Stop and smell the roses. I mean, stop and feed greens to the llamas. Life lesson: We need to do that in life, don't we? 





It looked like we would need to turn around on the trail, but our son found a biker's way to get through. Life lesson: Don't give up just because a solution isn't obvious. Keep looking, asking, praying, and working to find a solution. 



This blew me away. I grew up in Plain City and rode a school bus all the way to Weber High School on the mountain in Pleasant View, Utah. When I realized we had biked all the way from above Mike's high school - Ben Lomond in Ogden, to my Weber High, I couldn't believe it. What a feeling of accomplishment!  It was a thrill to look across the mountain and realize how far we had come. Life lesson: When you dig in and do what you're supposed to do, sometimes you're amazed at your progress, growth, and learning that has happened in the process. 




Stickers and burrs are part of the journey in the mountains. Take the time to stop and pull them off, or stop and empty the little rocks from your shoes.  Life lesson: This reminds me of repentance and forgiveness. Both are best done immediately when you notice there is a need for either one. If you wait it just causes more pain and discomfort. Get it over with and you'll be so glad you did. 



Part of the dirt and rock trail turned into a paved trail, sometimes with shade. That felt amazing after the bumpy ride we'd been experiencing. Life lesson: When the journey changes to something nicer, do a "whoopee!" and enjoy riding faster and easier for awhile. When the journey changes to something more challenging, don't stop biking. Buckle down and keep peddling. 


The hardest, slowest part of the trail was when it was very rocky and steep. We ended up pushing our bikes rather than riding them. A mile of this took about 75 frustrating minutes. Then we were able to resume our rocky dirt road and it felt like a breeze to bike again compared with walking the bikes. Life lesson: When the trail gets really challenging, that's the time for more prayers, more breaks with water and shade, more support for each other, and more toughness. I think experiences like these are really valuable. They build resilience and toughness, qualities our pioneer ancestors had naturally because of their rugged farming lifestyles. In our easy, convenient world today, sometimes we need to create experiences that build toughness because we'll need it in the days between now and the Savior's Second Coming.  

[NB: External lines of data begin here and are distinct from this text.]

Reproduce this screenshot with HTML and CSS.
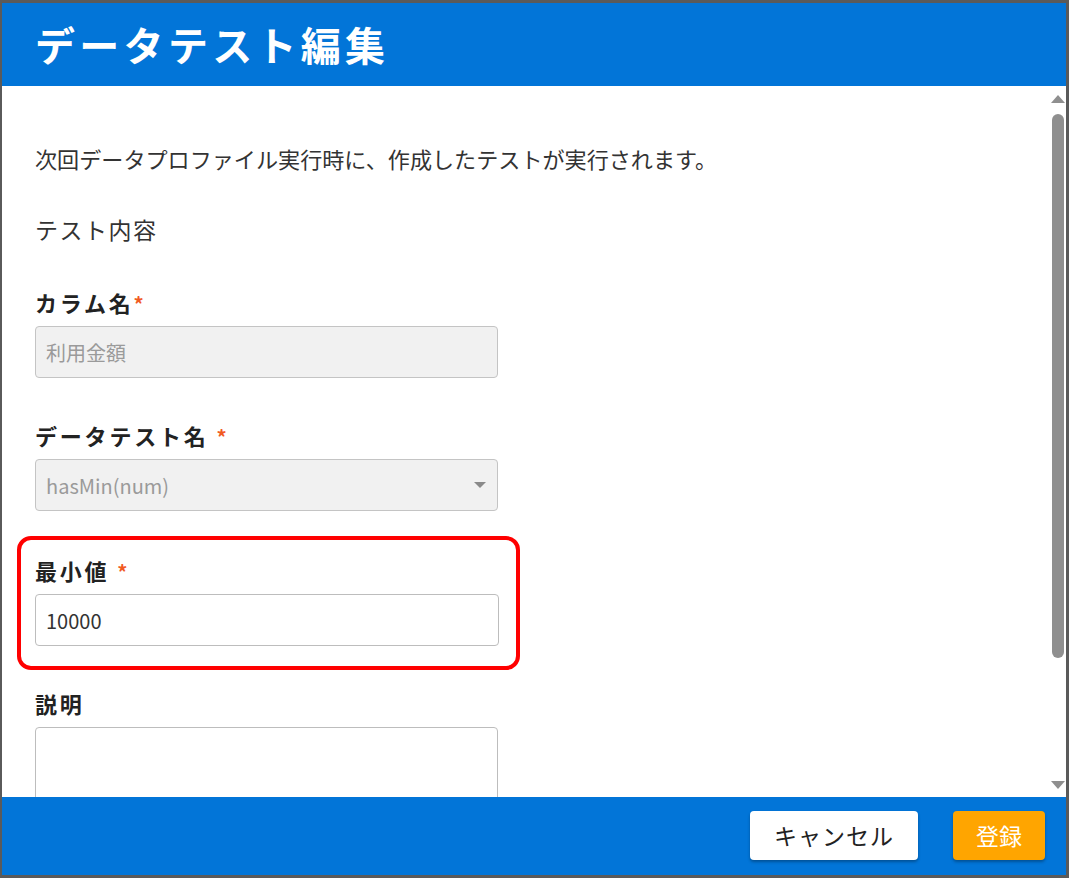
FILE: index.html
```html
<!DOCTYPE html>
<html lang="ja">
<head>
<meta charset="utf-8">
<title>データテスト編集</title>
<link rel="stylesheet" href="styles.css">
</head>
<body>
<div class="dialog">
  <header class="dialog-header">
    <h1 class="dialog-title">データテスト編集</h1>
  </header>

  <div class="dialog-body">
    <div class="body-content">
      <p class="intro">次回データプロファイル実行時に、作成したテストが実行されます。</p>
      <p class="section-title">テスト内容</p>

      <div class="field field-first">
        <label class="field-label">カラム名<span class="req">*</span></label>
        <div class="input input-disabled">利用金額</div>
      </div>

      <div class="field field-select">
        <label class="field-label">データテスト名 <span class="req">*</span></label>
        <div class="input input-disabled select">
          <span>hasMin(num)</span>
          <span class="caret"></span>
        </div>
      </div>

      <div class="field field-highlight">
        <label class="field-label">最小値 <span class="req">*</span></label>
        <div class="input input-value">10000</div>
      </div>

      <div class="field field-desc">
        <label class="field-label">説明</label>
        <div class="textarea"></div>
      </div>
    </div>

    <div class="scrollbar">
      <span class="arrow arrow-up"></span>
      <div class="track"><div class="thumb"></div></div>
      <span class="arrow arrow-down"></span>
    </div>
  </div>

  <footer class="dialog-footer">
    <button class="btn btn-cancel" type="button">キャンセル</button>
    <button class="btn btn-submit" type="button">登録</button>
  </footer>
</div>
</body>
</html>
```

FILE: styles.css
```css
* {
  box-sizing: border-box;
}

html, body {
  margin: 0;
  padding: 0;
  background: #ffffff;
}

body {
  font-family: "Noto Sans CJK JP", "Noto Sans", sans-serif;
  color: #333333;
}

.dialog {
  width: 1069px;
  height: 878px;
  display: flex;
  flex-direction: column;
  border-style: solid;
  border-color: #5a5a5a;
  border-width: 3px 3px 3px 2px;
  background: #ffffff;
  overflow: hidden;
}

/* header bar */
.dialog-header {
  flex: 0 0 83px;
  background: #0275d8;
  display: flex;
  align-items: center;
  padding-left: 33px;
  padding-bottom: 2px;
}

.dialog-title {
  margin: 0;
  color: #ffffff;
  font-size: 40px;
  font-weight: 700;
  letter-spacing: 4.3px;
  line-height: 1;
}

/* scrolling body */
.dialog-body {
  flex: 1 1 auto;
  display: flex;
  min-height: 0;
  overflow: hidden;
}

.body-content {
  flex: 1 1 auto;
  padding: 57px 0 0 33px;
  overflow: hidden;
}

.intro {
  margin: 0;
  font-size: 22.1px;
  line-height: 30px;
  color: #333333;
}

.section-title {
  margin: 41px 0 0;
  font-size: 23px;
  line-height: 30px;
  letter-spacing: 1.5px;
  color: #333333;
}

.field {
  width: 463px;
}

.field-first {
  margin-top: 43px;
}

.field-select {
  margin-top: 42px;
}

.field-label {
  display: block;
  font-size: 22px;
  font-weight: 700;
  letter-spacing: 2.8px;
  line-height: 30px;
  color: #222222;
  margin-bottom: 7px;
}

.req {
  color: #f15a22;
  font-size: 20px;
}

.input {
  height: 52px;
  border: 1px solid #c4c4c4;
  border-radius: 4px;
  padding: 0 10px;
  display: flex;
  align-items: center;
  font-size: 20px;
}

.input-disabled {
  background: #f1f1f1;
  color: #9a9a9a;
}

.select {
  justify-content: space-between;
}

.caret {
  width: 0;
  height: 0;
  border-left: 6px solid transparent;
  border-right: 6px solid transparent;
  border-top: 6px solid #8a8a8a;
  margin-right: 1px;
}

.input-value {
  background: #ffffff;
  border-color: #bdbdbd;
  color: #333333;
}

/* highlighted field */
.field-highlight {
  width: 503px;
  margin: 25px 0 0 -18px;
  padding: 15px 17px 20px 14px;
  border: 4px solid #ff0000;
  border-radius: 14px;
}

.field-desc {
  margin-top: 18px;
}

.field-desc .field-label {
  margin-bottom: 9px;
}

.textarea {
  height: 120px;
  border: 1px solid #bdbdbd;
  border-radius: 4px;
  background: #ffffff;
}

/* drawn scrollbar */
.scrollbar {
  flex: 0 0 16px;
  display: flex;
  flex-direction: column;
  align-items: center;
  padding: 9px 0 8px;
}

.arrow {
  width: 0;
  height: 0;
  border-left: 7px solid transparent;
  border-right: 7px solid transparent;
}

.arrow-up {
  border-bottom: 8px solid #8f8f8f;
}

.arrow-down {
  border-top: 8px solid #8f8f8f;
}

.track {
  flex: 1 1 auto;
  width: 12px;
  padding: 11px 0 0;
}

.thumb {
  width: 12px;
  height: 544px;
  background: #8f8f8f;
  border-radius: 6px;
}

/* footer bar */
.dialog-footer {
  flex: 0 0 78px;
  background: #0275d8;
  display: flex;
  justify-content: flex-end;
  align-items: flex-start;
  gap: 35px;
  padding: 14px 21px 0 0;
}

.btn {
  height: 49px;
  border: none;
  border-radius: 4px;
  font-family: "Noto Sans CJK JP", "Noto Sans", sans-serif;
  font-size: 23px;
  line-height: 1;
  cursor: pointer;
  box-shadow: 0 2px 3px rgba(0, 0, 0, 0.3);
}

.btn-cancel {
  width: 168px;
  background: #ffffff;
  color: #222222;
  letter-spacing: 1px;
}

.btn-submit {
  width: 92px;
  background: #ffa500;
  color: #ffffff;
}
```
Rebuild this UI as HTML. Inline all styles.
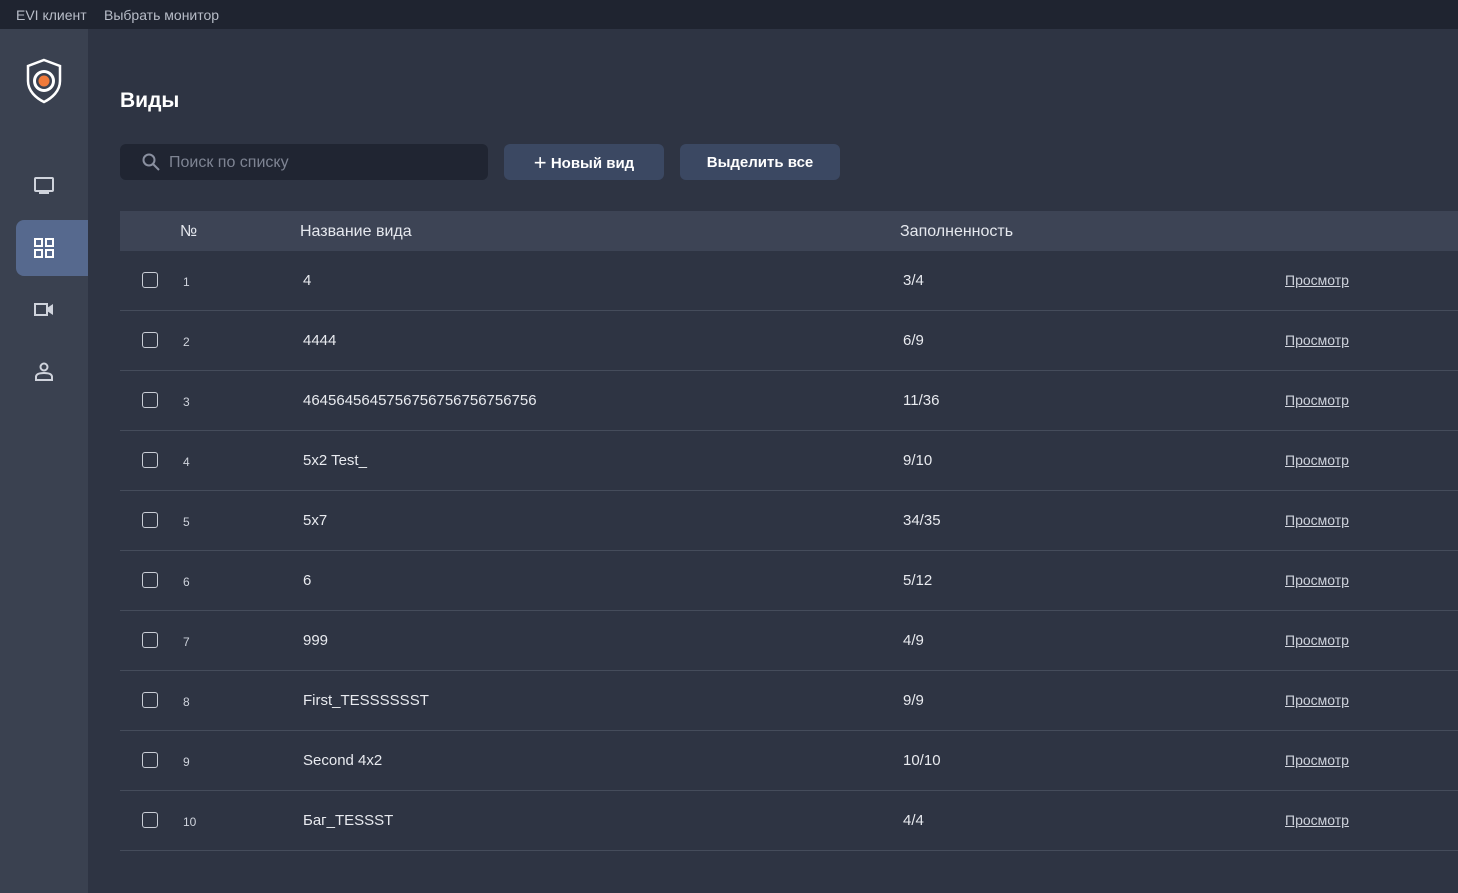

One of our sons saw this field and told us his dream was to own a large piece of land like that and farm it, along with beehives and lots of animals.  Life lesson: Along your trail of life, let your mind soar and dream big. 



We could have climbed the boulders and tried to maneuver our bikes on the right side, but instead my husband offered to lift them over the gate for us while we easily just walked over the boulders. Life lesson: Christ's Atonement and grace are there for us, to lift our load, carry our burden, and strengthen us. Let us use it. 



Those rests in the shade with water were so rejuvenating and restful. Life lesson: take time every day, multiple times a day to pause the hustle bustle of life and do things to drink Christ's living water, like power praying, scripture feasting, being present with a family member, and so on.  Even if the shade or time to drink living water is hard to find, work at it and ask for God's help to find it. It's worth every effort to keep filling your spirit with living water. 








Take time to wipe the sweat out of your eyes so it won't burn any more. Life lesson: same as the stickers and burrs. If you have any repenting or forgiving to do, even for something very small, do it now so the burn can stop and you can feel relief.  



The hills were my favorite parts of the trail! Going up, up, up was so worth it when you get to scream and shout on the way down. Life lesson: That's how life is, isn't it? We look back at the biggest times of growth and blessings, and they often involved riding life uphill.





Be prepared by bringing along food, water, and good tools. And know how to use them. Mike purchased a mini tire pump, and what a blessing he was well prepared. Life lesson: We know that half of the ten virgins were prepared and half were not. All of them represent members of the Church when the Savior comes back. Let's prepare temporally and spiritually, and in toughness, for the challenging times ahead. One of the most important tools for preparedness in the last days is knowing how to receive personal revelation. It's worth learning how to use, because we will all need it. 



Aaaahhhh, back at the van for ice cold water and a delicious lunch. Even though we weren't quite done, the break was very refreshing.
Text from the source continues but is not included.